Images should be left out, and everything else in the listing reproduced exactly.

── SOURCE DATA

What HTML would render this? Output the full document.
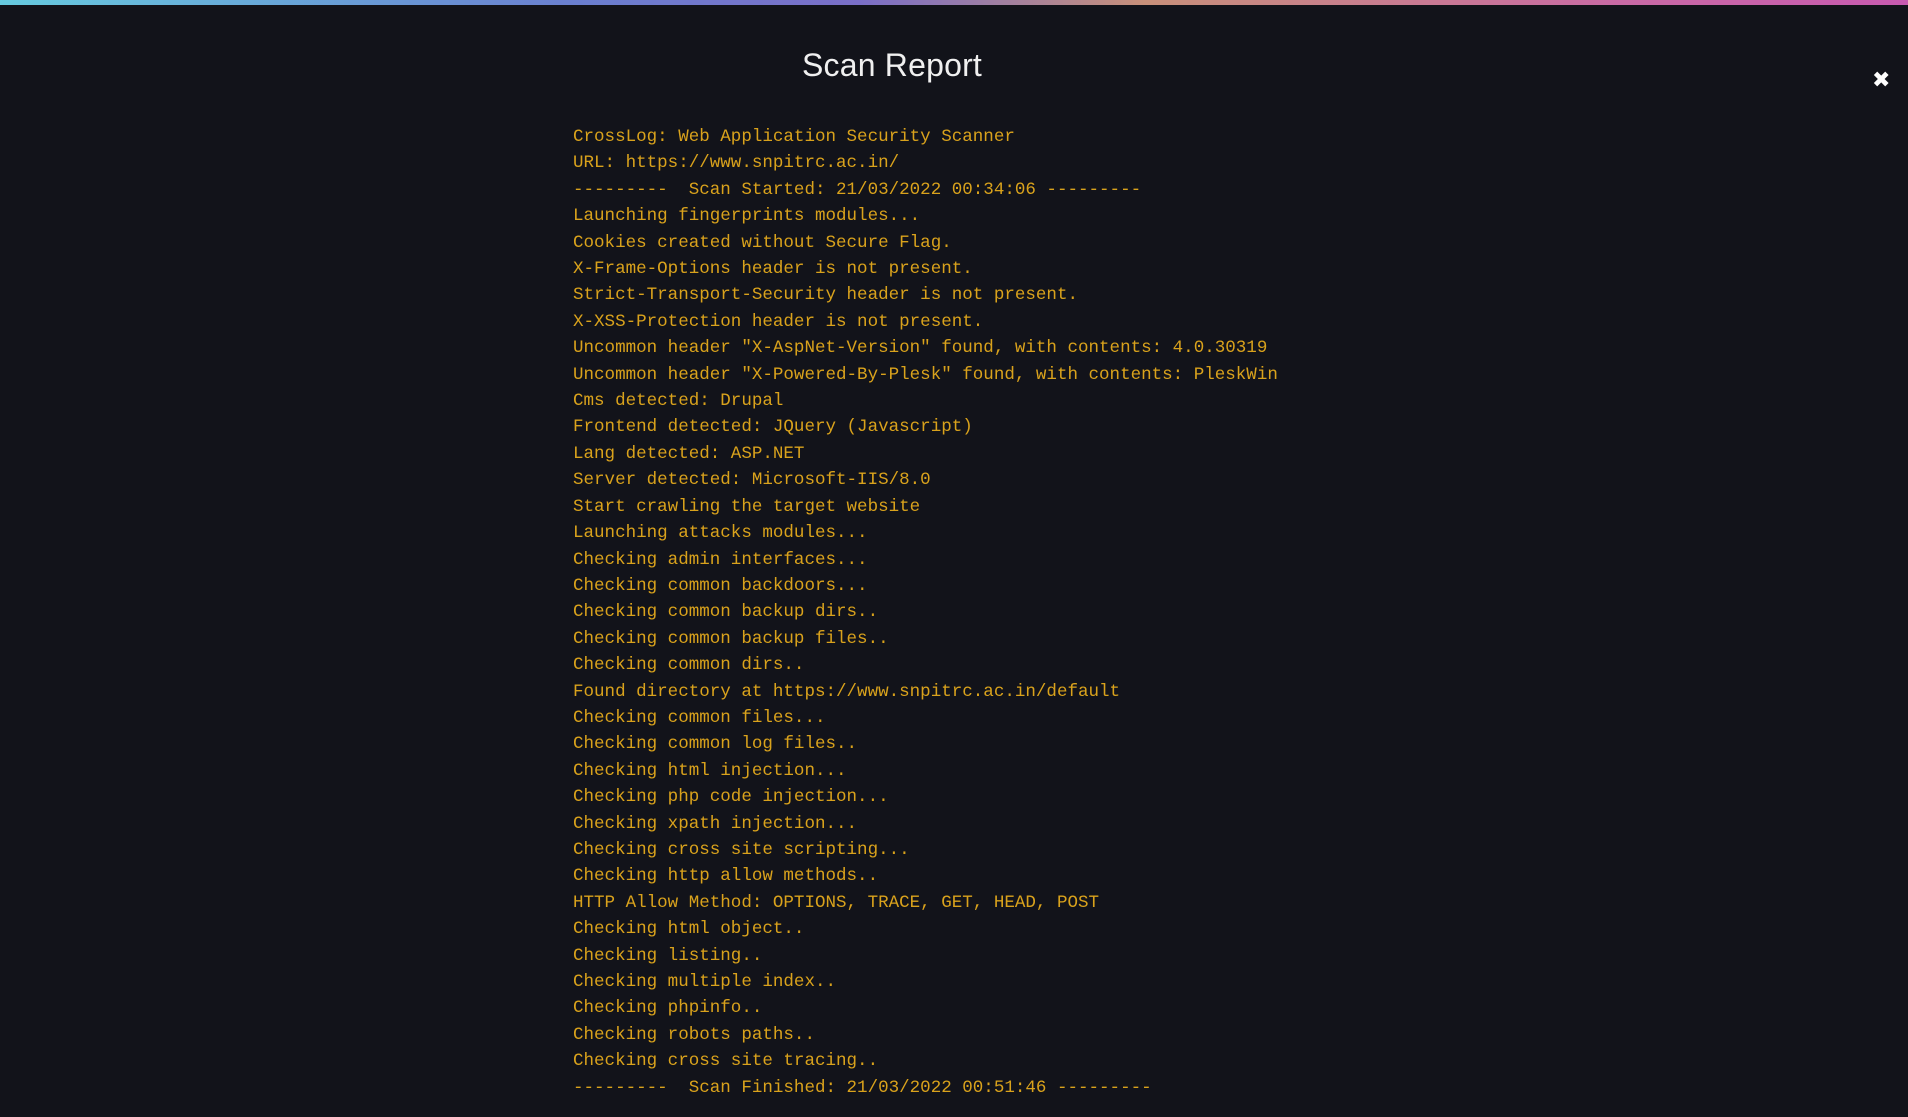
<!DOCTYPE html>
<html><head><meta charset="utf-8"><style>
html,body{margin:0;padding:0;width:1908px;height:1117px;overflow:hidden;background:#12131a;}
.bar{position:absolute;left:0;top:0;width:1908px;height:5px;background:linear-gradient(90deg,#67cbe0,#6a7fd0 30%,#7a6fc8 45%,#c8907a 60%,#c96aa5 85%,#c85ab0);}
h1{position:absolute;left:0;width:1784px;top:47px;margin:0;text-align:center;font:300 32px "Liberation Sans",sans-serif;color:#f0f0f0;letter-spacing:0.2px;}
.x{position:absolute;left:1872px;top:68px;color:#fff;font:bold 22px "DejaVu Sans",sans-serif;}
pre{position:absolute;left:573px;top:124px;margin:0;font:17.55px/26.4px "Liberation Mono",monospace;color:#d9a21c;}
</style></head><body>
<div class="bar"></div>
<h1>Scan Report</h1>
<div class="x">✖</div>
<pre>CrossLog: Web Application Security Scanner
URL: https://www.snpitrc.ac.in/
---------  Scan Started: 21/03/2022 00:34:06 ---------
Launching fingerprints modules...
Cookies created without Secure Flag.
X-Frame-Options header is not present.
Strict-Transport-Security header is not present.
X-XSS-Protection header is not present.
Uncommon header "X-AspNet-Version" found, with contents: 4.0.30319
Uncommon header "X-Powered-By-Plesk" found, with contents: PleskWin
Cms detected: Drupal
Frontend detected: JQuery (Javascript)
Lang detected: ASP.NET
Server detected: Microsoft-IIS/8.0
Start crawling the target website
Launching attacks modules...
Checking admin interfaces...
Checking common backdoors...
Checking common backup dirs..
Checking common backup files..
Checking common dirs..
Found directory at https://www.snpitrc.ac.in/default
Checking common files...
Checking common log files..
Checking html injection...
Checking php code injection...
Checking xpath injection...
Checking cross site scripting...
Checking http allow methods..
HTTP Allow Method: OPTIONS, TRACE, GET, HEAD, POST
Checking html object..
Checking listing..
Checking multiple index..
Checking phpinfo..
Checking robots paths..
Checking cross site tracing..
---------  Scan Finished: 21/03/2022 00:51:46 ---------</pre>
</body></html>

────

§ CORRECT ANSWER
What HTML would render this? Output the full document.
<!DOCTYPE html>
<html><head><meta charset="utf-8"><style>
html,body{margin:0;padding:0;width:1908px;height:1117px;overflow:hidden;background:#12131a;}
.bar{position:absolute;left:0;top:0;width:1908px;height:5px;background:linear-gradient(90deg,#67cbe0,#6a7fd0 30%,#7a6fc8 45%,#c8907a 60%,#c96aa5 85%,#c85ab0);}
h1{position:absolute;left:0;width:1784px;top:47px;margin:0;text-align:center;font:300 32px "Liberation Sans",sans-serif;color:#f0f0f0;letter-spacing:0.2px;}
.x{position:absolute;left:1872px;top:68px;color:#fff;font:bold 22px "DejaVu Sans",sans-serif;}
pre{position:absolute;left:573px;top:124px;margin:0;font:17.55px/26.4px "Liberation Mono",monospace;color:#d9a21c;}
</style></head><body>
<div class="bar"></div>
<h1>Scan Report</h1>
<div class="x">✖</div>
<pre>CrossLog: Web Application Security Scanner
URL: https://www.snpitrc.ac.in/
---------  Scan Started: 21/03/2022 00:34:06 ---------
Launching fingerprints modules...
Cookies created without Secure Flag.
X-Frame-Options header is not present.
Strict-Transport-Security header is not present.
X-XSS-Protection header is not present.
Uncommon header "X-AspNet-Version" found, with contents: 4.0.30319
Uncommon header "X-Powered-By-Plesk" found, with contents: PleskWin
Cms detected: Drupal
Frontend detected: JQuery (Javascript)
Lang detected: ASP.NET
Server detected: Microsoft-IIS/8.0
Start crawling the target website
Launching attacks modules...
Checking admin interfaces...
Checking common backdoors...
Checking common backup dirs..
Checking common backup files..
Checking common dirs..
Found directory at https://www.snpitrc.ac.in/default
Checking common files...
Checking common log files..
Checking html injection...
Checking php code injection...
Checking xpath injection...
Checking cross site scripting...
Checking http allow methods..
HTTP Allow Method: OPTIONS, TRACE, GET, HEAD, POST
Checking html object..
Checking listing..
Checking multiple index..
Checking phpinfo..
Checking robots paths..
Checking cross site tracing..
---------  Scan Finished: 21/03/2022 00:51:46 ---------</pre>
</body></html>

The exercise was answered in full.